WASHINGTON/FRANKFURT (Reuters) - European Central Bank policymakers are increasingly leaning toward rewarding banks for lending to households and businesses but are mostly skeptical about giving lenders a reprieve from a charge on their idle cash, four sources told Reuters.
With the euro zone economy slowing more than expected, the ECB is again looking for ways to stimulate inflation, but with an increasingly empty-looking toolbox and just months after stopping a 2.6 trillion euro ($2.93 trillion) bond-buying program.
The sources said rate-setters, who met in Frankfurt on Wednesday, were now open to offering a zero or even negative interest rate to banks that pass through into the economy the cash they borrow under the ECB’s third Targeted Long-Term Refinancing Operation (TLTRO III), due to start in September.

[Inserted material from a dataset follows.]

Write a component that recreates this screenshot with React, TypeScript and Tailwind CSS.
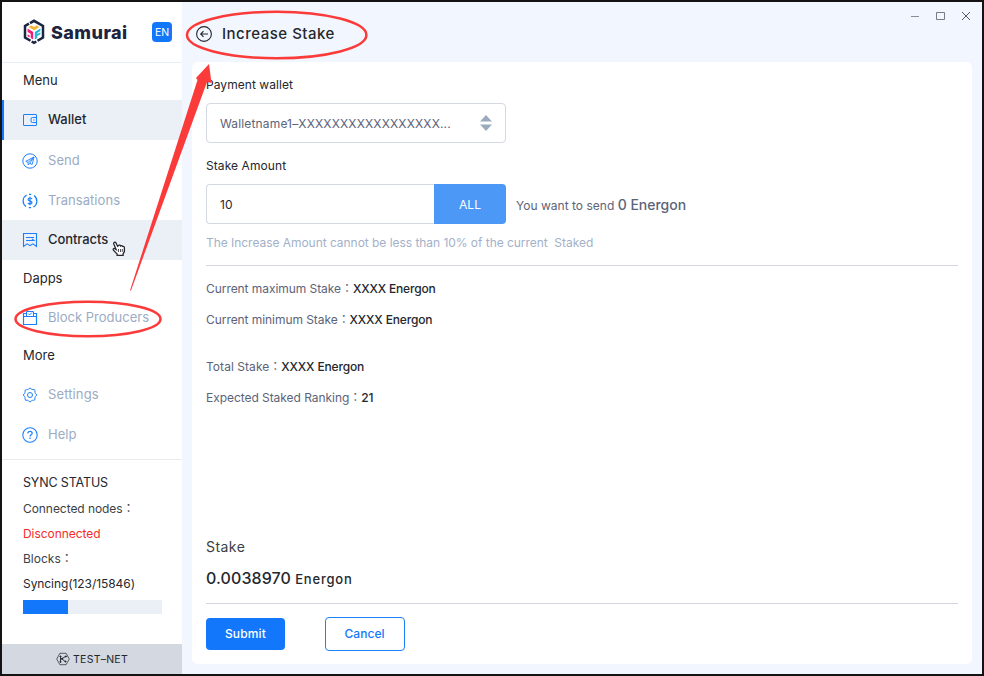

TLTRO III, a new series of cheap two-year loans aimed at banks, was unveiled in March as a tool to help lenders finance themselves, particularly in countries such as Italy and Portugal. But policymakers now increasingly see it as a stimulus tool for a weakening economy, the sources said.
ECB President Mario Draghi said on Wednesday that policymakers did not discuss the terms of the upcoming TLTRO at their meeting and would decide on the matter when they have more information about the state of the economy and bank lending, flagging the bank’s June gathering as a possible date.
With the growth outlook fading faster than feared, even hawkish policymakers have given up pricing the loans at the private market rate. Some are even discussing offering the TLTROs at minus 0.4 percent, which is currently the ECB’s deposit rate, the sources said.
Draghi also said policymakers were considering the need to mitigate the impact of the ECB’s negative deposit rate on lenders’ profits, a coded reference to a tiered system where some excess reserves are exempted from that charge.
But this option, which is being studied by the ECB’s staff and has already been adopted by countries such as Japan and Switzerland, met with widespread scepticism on the Governing Council, the sources said.
Many rate setters felt that the relief for banks, which are currently paying a 0.4 percent annualized rate of interest on some 1.9 trillion euro ($2.14 trillion) worth of idle cash, would be modest and outweighed by the risks.
Some fear that investors might interpret the move as a stealth rate hike, which would be particularly felt in countries in the euro zone’s south where cash is still scarce.
Others flagged the risk that tiered rates could be used for an arbitrage in combination with the new TLTROs if banks could access ECB funding at a lower rate than they get on some of their reserves.
Some analysts said a tiered rate would make room for the ECB to cut its deposit rate farther — a prospect that one source said was nowhere near being discussed.
Even policymakers who were open to the idea of tiering acknowledged it was a hard sell and would further complicate the ECB’s policy framework, the sources said.
An ECB spokesman declined to comment.
ECB rate-setter and Italian central bank governor Ignazio Visco said the ECB may assess the side effects of its negative rate as soon as June but that the figures at stake were “not very large”.
Negative rates on TLTRO loans are not new. The previous series saw banks borrow at zero and receive a 0.40 percent bonus upon meeting certain lending goals.
This time, the interest rates would be calculated as a spread over, or more likely under, the ECB’s main refinancing operation (MRO), which under normal conditions is the benchmark interest rate for the euro zone.
That would avoid tying the ECB’s hands over changes to that rate during the life of TLTRO III, which will see quarterly auctions being held until March 2021.
The original TLTRO III proposal indicated a premium of 25 basis points above the MRO but it was rejected at the March meeting for being too high.
Not all policymakers are happy with the notion of more ECB largesse. Dutch central bank governor Klaas Knot, a policy hawk, said on Thursday the new TLTRO should be “less generous” than the previous series.